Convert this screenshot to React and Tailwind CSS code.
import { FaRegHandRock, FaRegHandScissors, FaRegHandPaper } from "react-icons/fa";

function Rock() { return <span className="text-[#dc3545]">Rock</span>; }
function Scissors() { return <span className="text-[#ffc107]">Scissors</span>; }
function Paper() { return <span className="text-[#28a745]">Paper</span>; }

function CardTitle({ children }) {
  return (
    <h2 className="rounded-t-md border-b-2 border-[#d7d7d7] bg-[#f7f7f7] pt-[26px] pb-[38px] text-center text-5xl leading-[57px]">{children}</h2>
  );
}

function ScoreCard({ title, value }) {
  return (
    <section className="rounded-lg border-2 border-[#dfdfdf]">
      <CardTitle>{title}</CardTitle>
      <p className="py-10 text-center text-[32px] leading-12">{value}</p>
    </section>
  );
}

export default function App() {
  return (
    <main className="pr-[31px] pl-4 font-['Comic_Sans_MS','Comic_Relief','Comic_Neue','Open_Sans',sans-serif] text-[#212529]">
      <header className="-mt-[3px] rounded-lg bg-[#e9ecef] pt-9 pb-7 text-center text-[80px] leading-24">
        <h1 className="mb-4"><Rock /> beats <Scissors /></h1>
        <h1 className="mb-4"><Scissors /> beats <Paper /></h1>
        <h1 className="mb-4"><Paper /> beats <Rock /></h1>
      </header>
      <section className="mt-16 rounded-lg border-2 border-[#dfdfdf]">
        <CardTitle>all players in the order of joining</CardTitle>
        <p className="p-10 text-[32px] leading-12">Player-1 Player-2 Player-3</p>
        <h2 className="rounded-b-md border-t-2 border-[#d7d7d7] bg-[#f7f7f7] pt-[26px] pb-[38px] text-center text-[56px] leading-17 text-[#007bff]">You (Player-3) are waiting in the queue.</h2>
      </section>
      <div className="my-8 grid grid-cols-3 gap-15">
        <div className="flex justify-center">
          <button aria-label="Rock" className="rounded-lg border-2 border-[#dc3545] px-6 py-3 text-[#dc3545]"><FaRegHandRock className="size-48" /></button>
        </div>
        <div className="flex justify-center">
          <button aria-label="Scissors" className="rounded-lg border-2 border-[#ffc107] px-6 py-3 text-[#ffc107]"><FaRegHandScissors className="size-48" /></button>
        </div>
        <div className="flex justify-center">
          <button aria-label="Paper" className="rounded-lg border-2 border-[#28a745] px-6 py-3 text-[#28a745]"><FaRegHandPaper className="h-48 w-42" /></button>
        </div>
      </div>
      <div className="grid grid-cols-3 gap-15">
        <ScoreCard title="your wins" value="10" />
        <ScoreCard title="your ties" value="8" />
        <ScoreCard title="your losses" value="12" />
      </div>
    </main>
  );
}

§ **WORK TO COMPLETE**:
The required output is the exact run of lines from the beginning of the listing above to the line that contains "FaRegHandRock, FaRegHandScissors, FaRegHandPaper", inclusive of both.

§ **SOLUTION**:
Convert this screenshot to React and Tailwind CSS code.
import { FaRegHandRock, FaRegHandScissors, FaRegHandPaper } from "react-icons/fa";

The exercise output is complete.